All healthcare students are taught the principles of evidence based practice on their courses. The ability to understand the procedures used in systematically reviewing evidence reported in studies, such as meta-analysis, are an important element of evidence based practice. Meta-analysis is a difficult statistical concept for healthcare students to understand yet it is an important technique used in systematic reviews to pool data from studies to look at combined effectiveness of treatments. In other areas of the healthcare curricula, by supplementing lectures, workbooks and workshops with pedagogically designed, multimedia learning objects (known as reusable learning objects or RLOs) we have shown an improvement in students' perceived understanding in subjects they found difficult. In this study we describe the development and evaluation of two RLOs on meta-analysis. The RLOs supplement associated lectures and aim to improve students' understanding of meta-analysis in healthcare students.

Methods

Following a quality controlled design process two RLOs were developed and delivered to two cohorts of students, a Master in Public Health course and Postgraduate diploma in nursing course.
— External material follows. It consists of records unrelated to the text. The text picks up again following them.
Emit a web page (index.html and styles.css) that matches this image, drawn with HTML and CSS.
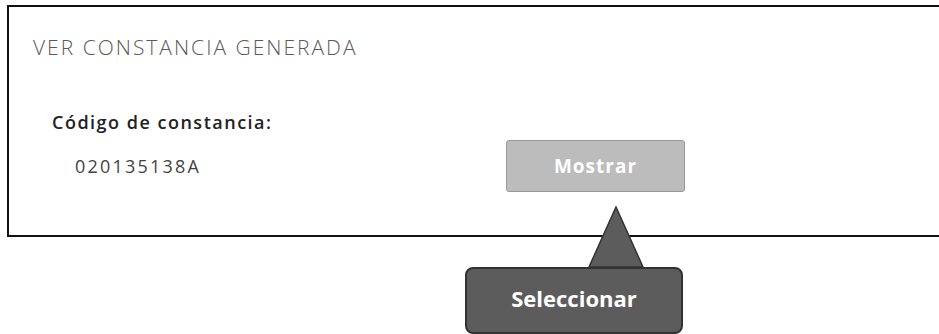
FILE: index.html
```html
<!DOCTYPE html>
<html lang="es">
<head>
  <meta charset="UTF-8" />
  <title>Ver constancia generada</title>
  <link rel="stylesheet" href="styles.css">
</head>
<body>
  <div class="panel">
    <h2 class="panel-title">VER CONSTANCIA GENERADA</h2>
    <div class="field">
      <p class="field-label">Código de constancia:</p>
      <div class="field-row">
        <span class="field-value">020135138A</span>
        <button class="show-button" type="button">Mostrar</button>
      </div>
    </div>
  </div>

  <div class="callout">
    <svg class="callout-arrow" width="58" height="62" viewBox="0 0 58 62">
      <polygon points="29,1 56,61 2,61" fill="#5c5c5c" stroke="#333" stroke-width="1.5" />
    </svg>
    <div class="callout-box">Seleccionar</div>
  </div>
</body>
</html>
```

FILE: styles.css
```css
html {
  overflow: hidden;
}
body {
  margin: 0;
  min-height: 334px;
  background: #fff;
  font-family: "Open Sans", Arial, sans-serif;
  position: relative;
}
.panel {
  box-sizing: border-box;
  height: 232px;
  margin: 5px -20px 0 7px;
  padding: 26px 0 0 24px;
  border: 2px solid #111;
}
.panel-title {
  margin: 0;
  font-size: 21px;
  font-weight: 300;
  line-height: 28px;
  letter-spacing: 2px;
  color: #5a5a5a;
}
.field {
  margin: 49px 0 0 19px;
}
.field-label {
  margin: 0;
  font-size: 18px;
  font-weight: 600;
  line-height: 24px;
  letter-spacing: 1.5px;
  color: #222;
}
.field-row {
  display: grid;
  grid-template-columns: 431px 179px;
  align-items: center;
  margin: 6px 0 0 23px;
}
.field-value {
  font-size: 18px;
  letter-spacing: 2.2px;
  color: #444;
}
.show-button {
  height: 52px;
  border: 1px solid #9a9a9a;
  border-radius: 3px;
  background: #bcbcbc;
  color: #fff;
  font-family: "Open Sans", Arial, sans-serif;
  font-size: 19px;
  font-weight: 700;
  letter-spacing: 1px;
}
.callout {
  position: absolute;
  left: 465px;
  top: 206px;
  width: 218px;
}
.callout-arrow {
  display: block;
  margin-left: 122px;
}
.callout-box {
  box-sizing: border-box;
  height: 67px;
  margin-top: -1px;
  border: 2px solid #333;
  border-radius: 8px;
  background: #5c5c5c;
  color: #fff;
  font-size: 22px;
  font-weight: 700;
  line-height: 58px;
  text-align: center;
}
```
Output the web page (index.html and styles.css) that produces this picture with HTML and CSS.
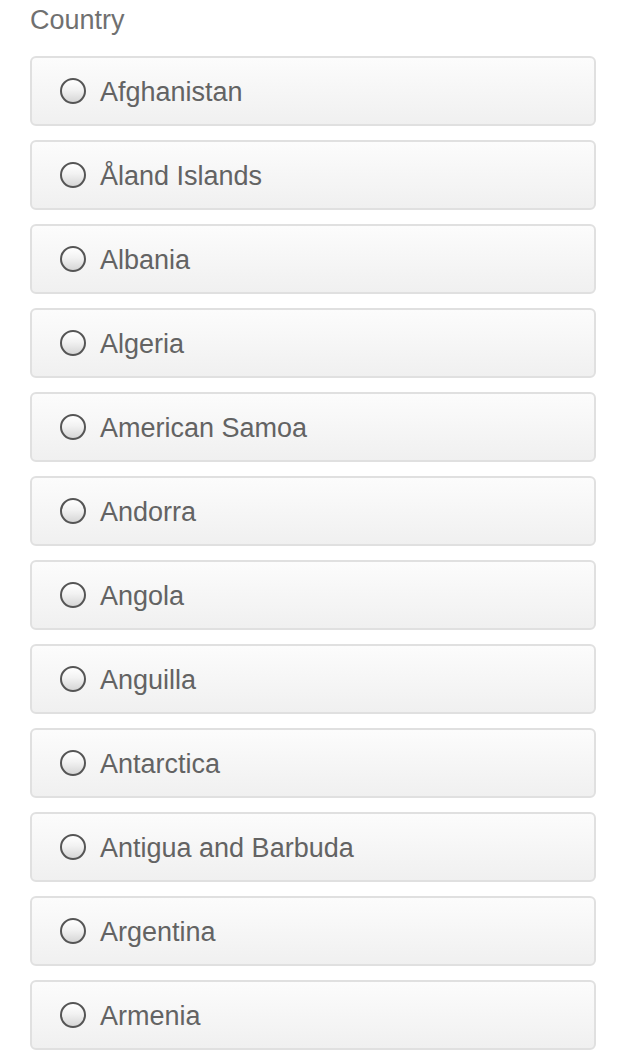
FILE: index.html
```html
<!DOCTYPE html>
<html>
<head>
<meta charset="utf-8">
<link rel="stylesheet" href="styles.css">
</head>
<body>
<div class="field">
  <div class="label">Country</div>
  <div class="list">
    <label class="opt"><span class="radio"></span><span class="txt">Afghanistan</span></label>
    <label class="opt"><span class="radio"></span><span class="txt">Åland Islands</span></label>
    <label class="opt"><span class="radio"></span><span class="txt">Albania</span></label>
    <label class="opt"><span class="radio"></span><span class="txt">Algeria</span></label>
    <label class="opt"><span class="radio"></span><span class="txt">American Samoa</span></label>
    <label class="opt"><span class="radio"></span><span class="txt">Andorra</span></label>
    <label class="opt"><span class="radio"></span><span class="txt">Angola</span></label>
    <label class="opt"><span class="radio"></span><span class="txt">Anguilla</span></label>
    <label class="opt"><span class="radio"></span><span class="txt">Antarctica</span></label>
    <label class="opt"><span class="radio"></span><span class="txt">Antigua and Barbuda</span></label>
    <label class="opt"><span class="radio"></span><span class="txt">Argentina</span></label>
    <label class="opt"><span class="radio"></span><span class="txt">Armenia</span></label>
  </div>
</div>
</body>
</html>
```
FILE: styles.css
```css
html, body {
  margin: 0;
  padding: 0;
  background: #ffffff;
}
body {
  font-family: "Liberation Sans", Arial, sans-serif;
  overflow: hidden;
}
.field {
  padding: 0 44px 0 30px;
}
.label {
  font-size: 27px;
  line-height: 34px;
  padding-top: 3px;
  color: #707070;
  margin-bottom: 19px;
}
.list {
  display: flex;
  flex-direction: column;
  gap: 14px;
}
.opt {
  display: flex;
  align-items: center;
  box-sizing: border-box;
  height: 70px;
  border: 2px solid #e0e0e0;
  border-radius: 6px;
  background: linear-gradient(to bottom, #fcfcfc 0%, #f0f0f0 100%);
  padding-left: 28px;
}
.radio {
  box-sizing: border-box;
  width: 26px;
  height: 26px;
  border-radius: 50%;
  border: 2px solid #555555;
  background: linear-gradient(to bottom, #ffffff 0%, #f2f2f2 45%, #d6d6d6 100%);
  flex: none;
}
.txt {
  margin-left: 14px;
  margin-top: 2px;
  font-size: 27px;
  line-height: 27px;
  color: #636363;
}
```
Students' understanding of five key concepts of Meta-analysis were measured before and after a lecture and again after RLO use. RLOs were also evaluated for their educational value, learning support, media attributes and usability using closed and open questions.

Results

Students rated their understanding of meta-analysis as improved after a lecture and further improved after completing the RLOs (Wilcoxon paired test, p < 0.01 in all cases) Whilst the media components of the RLOs such as animations helped most students (86%) understand concepts including for example Forest plots, 93% of students rated usability and control as important to their learning. A small number of students stated they needed the support of a lecturer alongside the RLOs (7% 'Agreed' and 21% 'Neutral').

Conclusions

Meta-analysis RLOs that are openly accessible and unrestricted by usernames and passwords provide flexible support for students who find the process of meta-analysis difficult.